New releases and release candidates for popular Bitcoin infrastructure projects. Please consider upgrading to new releases or helping to test release candidates.

  • Core Lightning v23.02.2 is a maintenance release of this LN node software. It reverts a change to the pay RPC that cause problems for other software and includes several other changes.

  • Libsecp256k1 0.3.0 of this cryptographic library. It includes an API change which breaks ABI compatibility.

  • LND v0.16.0-beta.rc3 is a release candidate for a new major version of this popular LN implementation.

Notable code and documentation changes

Notable changes this week in Bitcoin Core, Core Lightning, Eclair, LDK, LND, libsecp256k1, Hardware Wallet Interface (HWI), Rust Bitcoin, BTCPay Server, BDK, Bitcoin Improvement Proposals (BIPs), and Lightning BOLTs.
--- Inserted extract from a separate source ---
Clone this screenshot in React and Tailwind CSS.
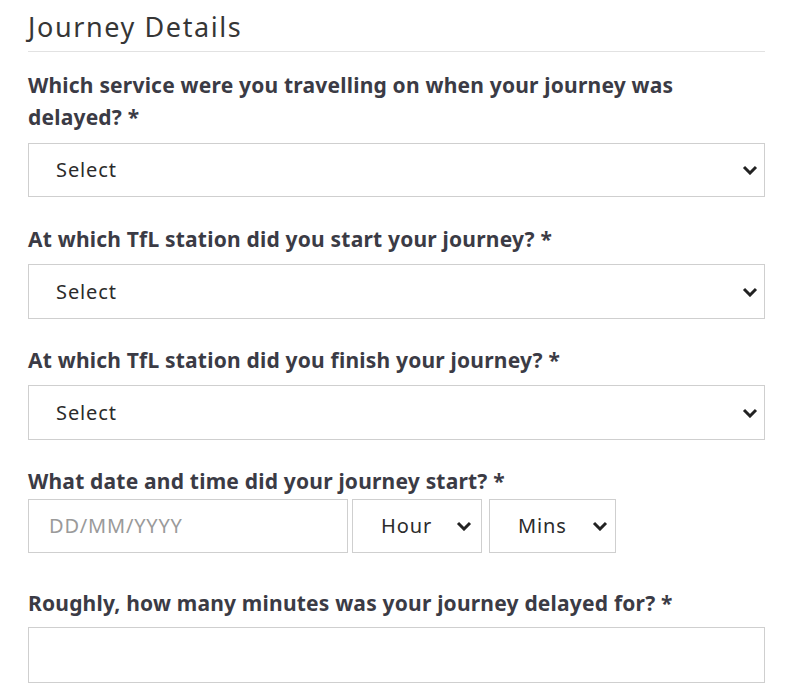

  • Bitcoin Core #25740 allows a node using assumeUTXO to verify all blocks and transactions on the best block chain until reaching the block where the assumeUTXO state claimed it was generated, building a UTXO set (chainstate) as of that block. If that chainstate is equal to the assumeUTXO state downloaded when the node was first started, then the state is fully validated. The node has validated every block on the best block chain, the same as any other full node, it has just validated them in a different order than a standard node. The special chainstate used to perform the verification of older blocks is deleted the next time the node starts, freeing disk space. Other parts of the assumeUTXO project still need to be merged before it will be usable.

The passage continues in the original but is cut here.